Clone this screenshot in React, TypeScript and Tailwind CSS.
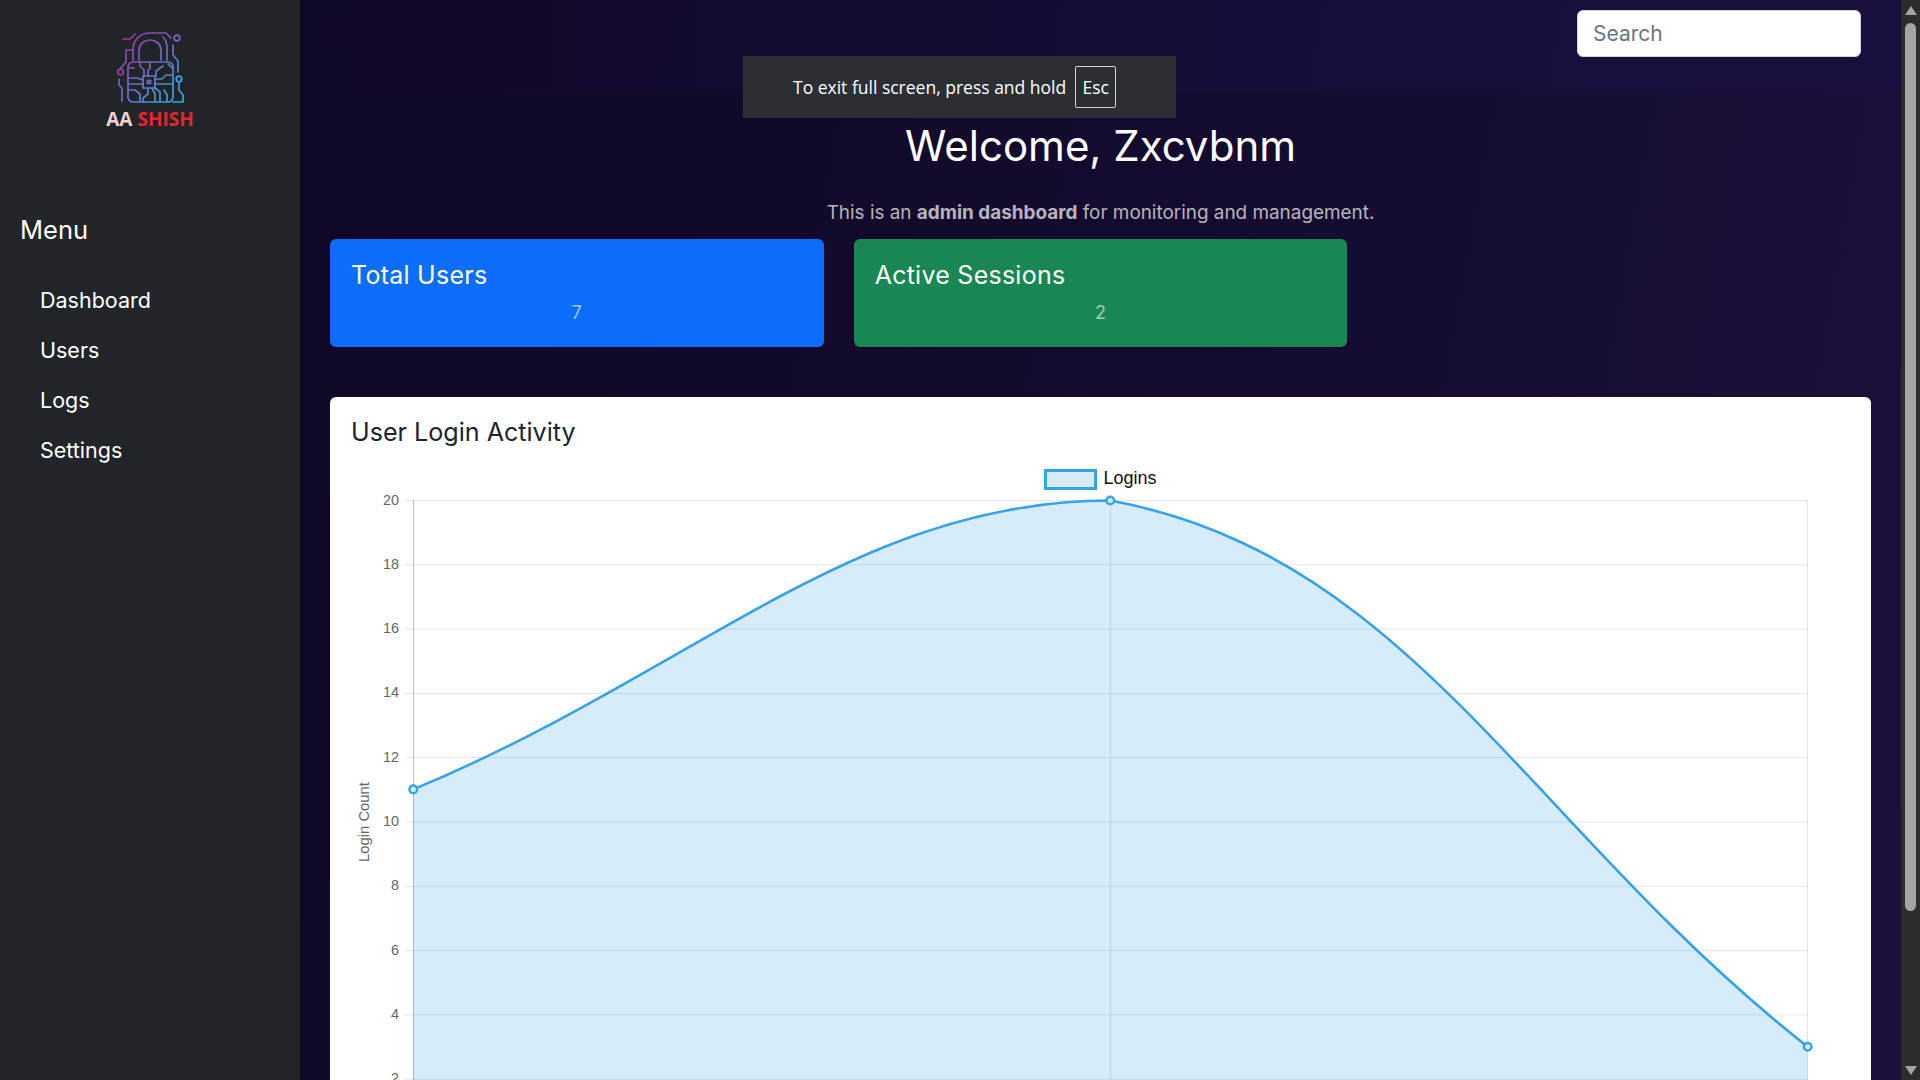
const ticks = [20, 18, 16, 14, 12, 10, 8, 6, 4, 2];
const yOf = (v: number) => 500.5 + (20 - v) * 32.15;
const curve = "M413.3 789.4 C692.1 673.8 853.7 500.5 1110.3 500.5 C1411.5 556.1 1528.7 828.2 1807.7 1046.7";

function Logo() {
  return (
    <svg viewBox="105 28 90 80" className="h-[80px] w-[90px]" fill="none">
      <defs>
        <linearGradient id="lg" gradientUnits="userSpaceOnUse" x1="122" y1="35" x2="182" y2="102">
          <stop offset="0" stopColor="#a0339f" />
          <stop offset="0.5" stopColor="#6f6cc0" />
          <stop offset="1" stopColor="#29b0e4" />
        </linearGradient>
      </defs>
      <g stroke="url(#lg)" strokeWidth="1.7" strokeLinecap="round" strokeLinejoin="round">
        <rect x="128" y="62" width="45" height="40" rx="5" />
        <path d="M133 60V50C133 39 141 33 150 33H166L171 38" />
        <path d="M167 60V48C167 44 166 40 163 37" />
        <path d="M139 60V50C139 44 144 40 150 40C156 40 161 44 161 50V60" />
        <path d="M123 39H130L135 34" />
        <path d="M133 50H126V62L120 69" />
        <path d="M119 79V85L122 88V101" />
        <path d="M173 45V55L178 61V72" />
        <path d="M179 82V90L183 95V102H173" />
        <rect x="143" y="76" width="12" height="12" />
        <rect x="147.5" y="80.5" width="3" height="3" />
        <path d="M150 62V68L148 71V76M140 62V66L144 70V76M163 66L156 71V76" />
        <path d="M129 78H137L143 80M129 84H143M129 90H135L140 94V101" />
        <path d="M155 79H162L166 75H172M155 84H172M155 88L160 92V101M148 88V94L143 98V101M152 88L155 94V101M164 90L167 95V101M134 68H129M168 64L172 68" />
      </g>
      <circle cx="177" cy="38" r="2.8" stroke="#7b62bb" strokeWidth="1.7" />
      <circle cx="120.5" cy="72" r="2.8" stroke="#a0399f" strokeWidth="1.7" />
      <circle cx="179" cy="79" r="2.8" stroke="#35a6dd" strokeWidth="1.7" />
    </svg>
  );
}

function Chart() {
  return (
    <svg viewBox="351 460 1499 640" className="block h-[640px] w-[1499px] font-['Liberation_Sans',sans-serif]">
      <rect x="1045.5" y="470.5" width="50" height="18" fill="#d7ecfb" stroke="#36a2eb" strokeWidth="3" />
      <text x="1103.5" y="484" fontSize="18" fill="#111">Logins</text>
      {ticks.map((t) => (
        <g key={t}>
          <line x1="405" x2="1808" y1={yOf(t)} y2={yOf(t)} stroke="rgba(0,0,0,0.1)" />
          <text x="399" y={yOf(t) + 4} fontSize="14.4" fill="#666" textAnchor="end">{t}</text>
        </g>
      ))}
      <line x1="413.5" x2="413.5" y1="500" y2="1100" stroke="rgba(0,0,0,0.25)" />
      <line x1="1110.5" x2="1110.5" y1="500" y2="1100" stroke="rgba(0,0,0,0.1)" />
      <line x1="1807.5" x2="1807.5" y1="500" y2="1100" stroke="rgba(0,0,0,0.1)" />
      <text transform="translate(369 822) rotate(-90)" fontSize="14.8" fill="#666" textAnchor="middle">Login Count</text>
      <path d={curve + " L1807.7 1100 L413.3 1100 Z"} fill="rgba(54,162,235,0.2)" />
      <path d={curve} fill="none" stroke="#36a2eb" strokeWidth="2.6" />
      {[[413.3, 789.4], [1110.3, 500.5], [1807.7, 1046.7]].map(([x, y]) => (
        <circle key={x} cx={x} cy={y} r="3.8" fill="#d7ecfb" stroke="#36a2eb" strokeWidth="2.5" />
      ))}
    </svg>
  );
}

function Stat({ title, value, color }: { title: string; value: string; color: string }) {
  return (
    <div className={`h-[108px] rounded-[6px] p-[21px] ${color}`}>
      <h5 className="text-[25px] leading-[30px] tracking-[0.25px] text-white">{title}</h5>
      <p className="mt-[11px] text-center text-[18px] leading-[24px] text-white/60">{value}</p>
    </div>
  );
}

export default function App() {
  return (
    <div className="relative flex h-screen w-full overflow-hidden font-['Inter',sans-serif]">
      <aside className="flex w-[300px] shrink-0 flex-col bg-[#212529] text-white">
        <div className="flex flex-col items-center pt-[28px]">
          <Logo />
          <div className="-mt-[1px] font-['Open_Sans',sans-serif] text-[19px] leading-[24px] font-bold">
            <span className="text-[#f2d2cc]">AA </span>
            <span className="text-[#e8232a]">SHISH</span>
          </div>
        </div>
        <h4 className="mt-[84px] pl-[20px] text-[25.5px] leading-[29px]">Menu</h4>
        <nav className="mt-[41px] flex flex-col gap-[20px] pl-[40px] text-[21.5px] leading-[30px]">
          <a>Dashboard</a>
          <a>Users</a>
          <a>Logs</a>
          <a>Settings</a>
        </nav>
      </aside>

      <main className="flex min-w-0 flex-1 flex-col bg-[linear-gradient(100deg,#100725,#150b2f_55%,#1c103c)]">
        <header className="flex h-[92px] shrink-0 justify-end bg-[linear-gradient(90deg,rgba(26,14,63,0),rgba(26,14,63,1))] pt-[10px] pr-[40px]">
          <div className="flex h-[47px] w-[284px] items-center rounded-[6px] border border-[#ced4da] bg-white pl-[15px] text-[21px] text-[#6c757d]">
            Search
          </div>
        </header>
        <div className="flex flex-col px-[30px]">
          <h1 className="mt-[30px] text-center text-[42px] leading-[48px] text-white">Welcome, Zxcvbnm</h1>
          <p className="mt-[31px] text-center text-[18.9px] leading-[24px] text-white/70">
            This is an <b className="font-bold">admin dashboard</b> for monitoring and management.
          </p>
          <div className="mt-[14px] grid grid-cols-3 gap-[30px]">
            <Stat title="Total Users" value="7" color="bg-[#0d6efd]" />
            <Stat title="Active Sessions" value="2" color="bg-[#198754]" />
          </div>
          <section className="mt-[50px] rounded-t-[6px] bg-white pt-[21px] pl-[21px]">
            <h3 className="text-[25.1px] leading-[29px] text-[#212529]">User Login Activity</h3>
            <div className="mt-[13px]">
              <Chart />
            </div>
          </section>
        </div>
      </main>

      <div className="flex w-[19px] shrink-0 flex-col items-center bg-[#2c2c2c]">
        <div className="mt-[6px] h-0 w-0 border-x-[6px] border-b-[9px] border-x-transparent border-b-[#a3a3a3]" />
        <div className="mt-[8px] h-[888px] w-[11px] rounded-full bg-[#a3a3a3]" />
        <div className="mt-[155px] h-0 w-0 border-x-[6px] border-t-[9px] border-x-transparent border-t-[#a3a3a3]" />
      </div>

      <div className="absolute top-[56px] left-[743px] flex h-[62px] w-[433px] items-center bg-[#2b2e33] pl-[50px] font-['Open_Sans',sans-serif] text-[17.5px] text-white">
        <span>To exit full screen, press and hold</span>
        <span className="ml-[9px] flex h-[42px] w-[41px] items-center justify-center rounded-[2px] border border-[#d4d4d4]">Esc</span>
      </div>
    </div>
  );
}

§

• **Exercise brief**: Keep the pictures out of the copy and write out the data exactly as it stands.

• **Solution to this exercise**:
Clone this screenshot in React, TypeScript and Tailwind CSS.
const ticks = [20, 18, 16, 14, 12, 10, 8, 6, 4, 2];
const yOf = (v: number) => 500.5 + (20 - v) * 32.15;
const curve = "M413.3 789.4 C692.1 673.8 853.7 500.5 1110.3 500.5 C1411.5 556.1 1528.7 828.2 1807.7 1046.7";

function Logo() {
  return (
    <svg viewBox="105 28 90 80" className="h-[80px] w-[90px]" fill="none">
      <defs>
        <linearGradient id="lg" gradientUnits="userSpaceOnUse" x1="122" y1="35" x2="182" y2="102">
          <stop offset="0" stopColor="#a0339f" />
          <stop offset="0.5" stopColor="#6f6cc0" />
          <stop offset="1" stopColor="#29b0e4" />
        </linearGradient>
      </defs>
      <g stroke="url(#lg)" strokeWidth="1.7" strokeLinecap="round" strokeLinejoin="round">
        <rect x="128" y="62" width="45" height="40" rx="5" />
        <path d="M133 60V50C133 39 141 33 150 33H166L171 38" />
        <path d="M167 60V48C167 44 166 40 163 37" />
        <path d="M139 60V50C139 44 144 40 150 40C156 40 161 44 161 50V60" />
        <path d="M123 39H130L135 34" />
        <path d="M133 50H126V62L120 69" />
        <path d="M119 79V85L122 88V101" />
        <path d="M173 45V55L178 61V72" />
        <path d="M179 82V90L183 95V102H173" />
        <rect x="143" y="76" width="12" height="12" />
        <rect x="147.5" y="80.5" width="3" height="3" />
        <path d="M150 62V68L148 71V76M140 62V66L144 70V76M163 66L156 71V76" />
        <path d="M129 78H137L143 80M129 84H143M129 90H135L140 94V101" />
        <path d="M155 79H162L166 75H172M155 84H172M155 88L160 92V101M148 88V94L143 98V101M152 88L155 94V101M164 90L167 95V101M134 68H129M168 64L172 68" />
      </g>
      <circle cx="177" cy="38" r="2.8" stroke="#7b62bb" strokeWidth="1.7" />
      <circle cx="120.5" cy="72" r="2.8" stroke="#a0399f" strokeWidth="1.7" />
      <circle cx="179" cy="79" r="2.8" stroke="#35a6dd" strokeWidth="1.7" />
    </svg>
  );
}

function Chart() {
  return (
    <svg viewBox="351 460 1499 640" className="block h-[640px] w-[1499px] font-['Liberation_Sans',sans-serif]">
      <rect x="1045.5" y="470.5" width="50" height="18" fill="#d7ecfb" stroke="#36a2eb" strokeWidth="3" />
      <text x="1103.5" y="484" fontSize="18" fill="#111">Logins</text>
      {ticks.map((t) => (
        <g key={t}>
          <line x1="405" x2="1808" y1={yOf(t)} y2={yOf(t)} stroke="rgba(0,0,0,0.1)" />
          <text x="399" y={yOf(t) + 4} fontSize="14.4" fill="#666" textAnchor="end">{t}</text>
        </g>
      ))}
      <line x1="413.5" x2="413.5" y1="500" y2="1100" stroke="rgba(0,0,0,0.25)" />
      <line x1="1110.5" x2="1110.5" y1="500" y2="1100" stroke="rgba(0,0,0,0.1)" />
      <line x1="1807.5" x2="1807.5" y1="500" y2="1100" stroke="rgba(0,0,0,0.1)" />
      <text transform="translate(369 822) rotate(-90)" fontSize="14.8" fill="#666" textAnchor="middle">Login Count</text>
      <path d={curve + " L1807.7 1100 L413.3 1100 Z"} fill="rgba(54,162,235,0.2)" />
      <path d={curve} fill="none" stroke="#36a2eb" strokeWidth="2.6" />
      {[[413.3, 789.4], [1110.3, 500.5], [1807.7, 1046.7]].map(([x, y]) => (
        <circle key={x} cx={x} cy={y} r="3.8" fill="#d7ecfb" stroke="#36a2eb" strokeWidth="2.5" />
      ))}
    </svg>
  );
}

function Stat({ title, value, color }: { title: string; value: string; color: string }) {
  return (
    <div className={`h-[108px] rounded-[6px] p-[21px] ${color}`}>
      <h5 className="text-[25px] leading-[30px] tracking-[0.25px] text-white">{title}</h5>
      <p className="mt-[11px] text-center text-[18px] leading-[24px] text-white/60">{value}</p>
    </div>
  );
}

export default function App() {
  return (
    <div className="relative flex h-screen w-full overflow-hidden font-['Inter',sans-serif]">
      <aside className="flex w-[300px] shrink-0 flex-col bg-[#212529] text-white">
        <div className="flex flex-col items-center pt-[28px]">
          <Logo />
          <div className="-mt-[1px] font-['Open_Sans',sans-serif] text-[19px] leading-[24px] font-bold">
            <span className="text-[#f2d2cc]">AA </span>
            <span className="text-[#e8232a]">SHISH</span>
          </div>
        </div>
        <h4 className="mt-[84px] pl-[20px] text-[25.5px] leading-[29px]">Menu</h4>
        <nav className="mt-[41px] flex flex-col gap-[20px] pl-[40px] text-[21.5px] leading-[30px]">
          <a>Dashboard</a>
          <a>Users</a>
          <a>Logs</a>
          <a>Settings</a>
        </nav>
      </aside>

      <main className="flex min-w-0 flex-1 flex-col bg-[linear-gradient(100deg,#100725,#150b2f_55%,#1c103c)]">
        <header className="flex h-[92px] shrink-0 justify-end bg-[linear-gradient(90deg,rgba(26,14,63,0),rgba(26,14,63,1))] pt-[10px] pr-[40px]">
          <div className="flex h-[47px] w-[284px] items-center rounded-[6px] border border-[#ced4da] bg-white pl-[15px] text-[21px] text-[#6c757d]">
            Search
          </div>
        </header>
        <div className="flex flex-col px-[30px]">
          <h1 className="mt-[30px] text-center text-[42px] leading-[48px] text-white">Welcome, Zxcvbnm</h1>
          <p className="mt-[31px] text-center text-[18.9px] leading-[24px] text-white/70">
            This is an <b className="font-bold">admin dashboard</b> for monitoring and management.
          </p>
          <div className="mt-[14px] grid grid-cols-3 gap-[30px]">
            <Stat title="Total Users" value="7" color="bg-[#0d6efd]" />
            <Stat title="Active Sessions" value="2" color="bg-[#198754]" />
          </div>
          <section className="mt-[50px] rounded-t-[6px] bg-white pt-[21px] pl-[21px]">
            <h3 className="text-[25.1px] leading-[29px] text-[#212529]">User Login Activity</h3>
            <div className="mt-[13px]">
              <Chart />
            </div>
          </section>
        </div>
      </main>

      <div className="flex w-[19px] shrink-0 flex-col items-center bg-[#2c2c2c]">
        <div className="mt-[6px] h-0 w-0 border-x-[6px] border-b-[9px] border-x-transparent border-b-[#a3a3a3]" />
        <div className="mt-[8px] h-[888px] w-[11px] rounded-full bg-[#a3a3a3]" />
        <div className="mt-[155px] h-0 w-0 border-x-[6px] border-t-[9px] border-x-transparent border-t-[#a3a3a3]" />
      </div>

      <div className="absolute top-[56px] left-[743px] flex h-[62px] w-[433px] items-center bg-[#2b2e33] pl-[50px] font-['Open_Sans',sans-serif] text-[17.5px] text-white">
        <span>To exit full screen, press and hold</span>
        <span className="ml-[9px] flex h-[42px] w-[41px] items-center justify-center rounded-[2px] border border-[#d4d4d4]">Esc</span>
      </div>
    </div>
  );
}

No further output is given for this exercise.